Il déclencha ainsi des chutes de neige si fortes qu’elles emportèrent la vieille femme en l’espace de quelques secondes. Comme tous les mythes, chaque région possède sa propre version. Il se raconte aussi que Yennayer transforma al-Aajouza en statue de pierre et emporta sa chèvre.
Toujours est-il que depuis, les Amazighs célèbrent le premier jour du Nouvel An du calendrier julien en guise de remerciement à la Terre-Mère nourricière.

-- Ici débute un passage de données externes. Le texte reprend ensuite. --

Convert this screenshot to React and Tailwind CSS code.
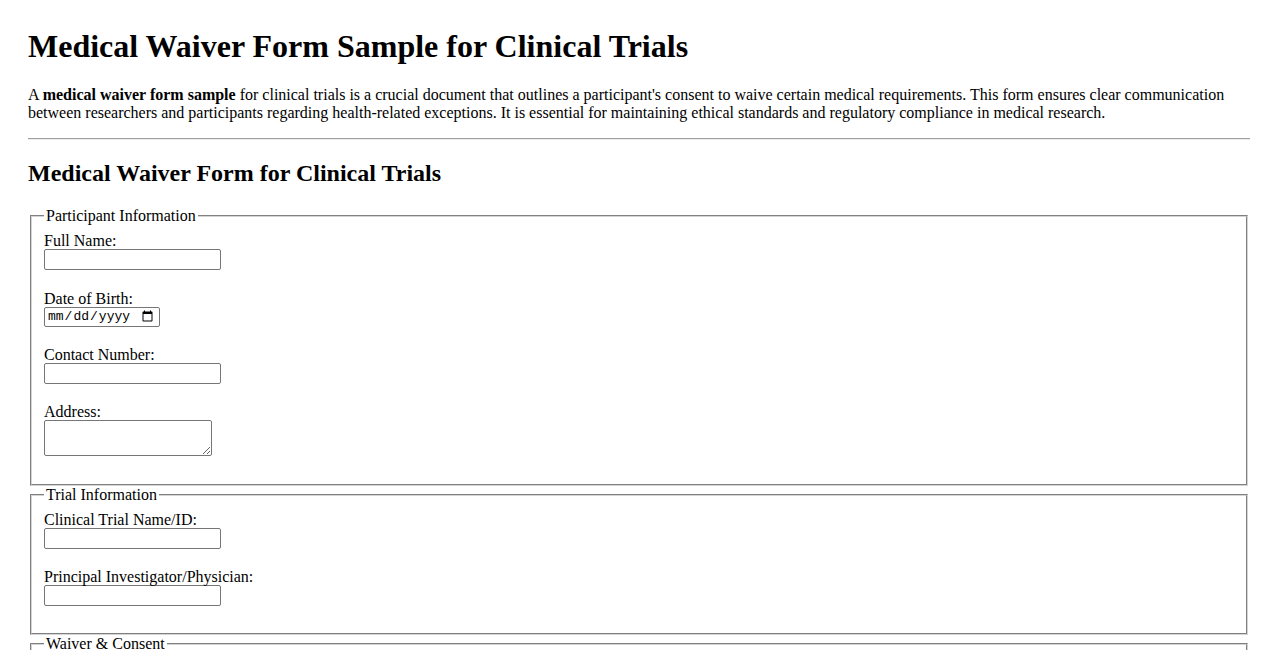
import React from "react";

function Field({ label, children, mb = "mb-[18px]", mt = "" }) {
  return (
    <div className={mb + " " + mt}>
      <label className="block h-[18px] pt-[1px] leading-[18px]">{label}</label>
      <div className="leading-none">{children}</div>
    </div>
  );
}

const inputCls =
  "block w-[177px] h-[21px] px-[2px] py-[1px] border border-[#767676] rounded-[2px] bg-white text-[13.33px] font-['Liberation_Sans',Arial,sans-serif]";

function Fieldset({ legend, children, pb = "pb-[10px]" }) {
  return (
    <fieldset className={"mx-[2px] pt-[5.6px] px-[12px] [border:2px_groove_#d4d4d4] min-w-0 " + pb}>
      <legend className="px-[2px] leading-[normal]">{legend}</legend>
      {children}
    </fieldset>
  );
}

export default function App() {
  return (
    <div className="min-h-screen bg-white text-black font-['Liberation_Serif','Times_New_Roman',serif] text-[16px] leading-[normal] px-[28px] pt-[28px] pb-[28px]">
      <h1 className="text-[32px] font-bold leading-[normal] mb-[21.44px]">
        Medical Waiver Form Sample for Clinical Trials
      </h1>
      <p className="my-4 leading-[normal]">
        A <strong className="font-bold">medical waiver form sample</strong> for clinical trials is a crucial
        document that outlines a participant's consent to waive certain medical requirements. This form ensures
        clear communication between researchers and participants regarding health-related exceptions. It is
        essential for maintaining ethical standards and regulatory compliance in medical research.
      </p>
      <hr className="my-2 h-0 border-t border-b border-t-[#a0a0a0] border-b-[#ececec]" />
      <h2 className="text-[24px] font-bold leading-[normal] my-[19.92px]">Medical Waiver Form for Clinical Trials</h2>
      <form>
        <Fieldset legend="Participant Information">
          <Field label="Full Name:" mb="mb-[19px]">
            <input type="text" className={inputCls} />
          </Field>
          <Field label="Date of Birth:">
            <input
              type="date"
              className="block w-[116px] h-[20px] pl-[2px] pr-[3px] border border-[#767676] rounded-[2px] bg-white text-[13px] font-['Liberation_Mono',monospace]"
            />
          </Field>
          <Field label="Contact Number:">
            <input type="tel" className={inputCls} />
          </Field>
          <Field label="Address:">
            <textarea className="block w-[168px] h-[36px] px-[2px] py-[1px] border border-[#767676] rounded-[2px] bg-white text-[13px] font-['Liberation_Mono',monospace] resize" />
          </Field>
        </Fieldset>
        <Fieldset legend="Trial Information" pb="pb-[9px]">
          <Field label="Clinical Trial Name/ID:" mt="mt-[1px]">
            <input type="text" className={inputCls} />
          </Field>
          <Field label="Principal Investigator/Physician:">
            <input type="text" className={inputCls} />
          </Field>
        </Fieldset>
        <Fieldset legend="Waiver & Consent">
          <Field label="I understand the risks involved in participating in this clinical trial:">
            <input type="checkbox" />
          </Field>
          <div className="h-[200px]" />
        </Fieldset>
      </form>
    </div>
  );
}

La première trace écrite de Yennayer et de ses festivités remonterait à al-Andalus, l’Andalousie musulmane du Moyen Âge. Le poète de Cordoue Muhammed Ibn Quzman (1078-1160) décrit dans son Diwan (recueil de poésie) l’ambiance odorante des souks bien achalandés et dépeint les quantités de confiseries étalées exclusivement pour accueillir Yennayer.
Journée chômée et payée en Algérie depuis 2018
Si Yennayer est l’une des plus anciennes célébrations de l’humanité correspondant au premier jour du calendrier julien, le calendrier amazigh n’a été instauré qu’à partir de 1980.
En effet, c’est à ce moment-là que l’écrivain algérien Ammar Negadi (1943-2008), alors fondateur de l’Union du peuple amazigh, propose à l’Académie berbère, association culturelle basée à Paris et vouée aux cultures amazighes, la création du point zéro de l’ère amazighe à partir de l’an 950 avant J-C, en référence à l’accession au trône d’Égypte de Sheshonq Ier, issu d’une tribu libyque, ancêtre des Amazighs modernes, après avoir vaincu Ramsès III (1217 av. J-C, 1155 av. J-C,)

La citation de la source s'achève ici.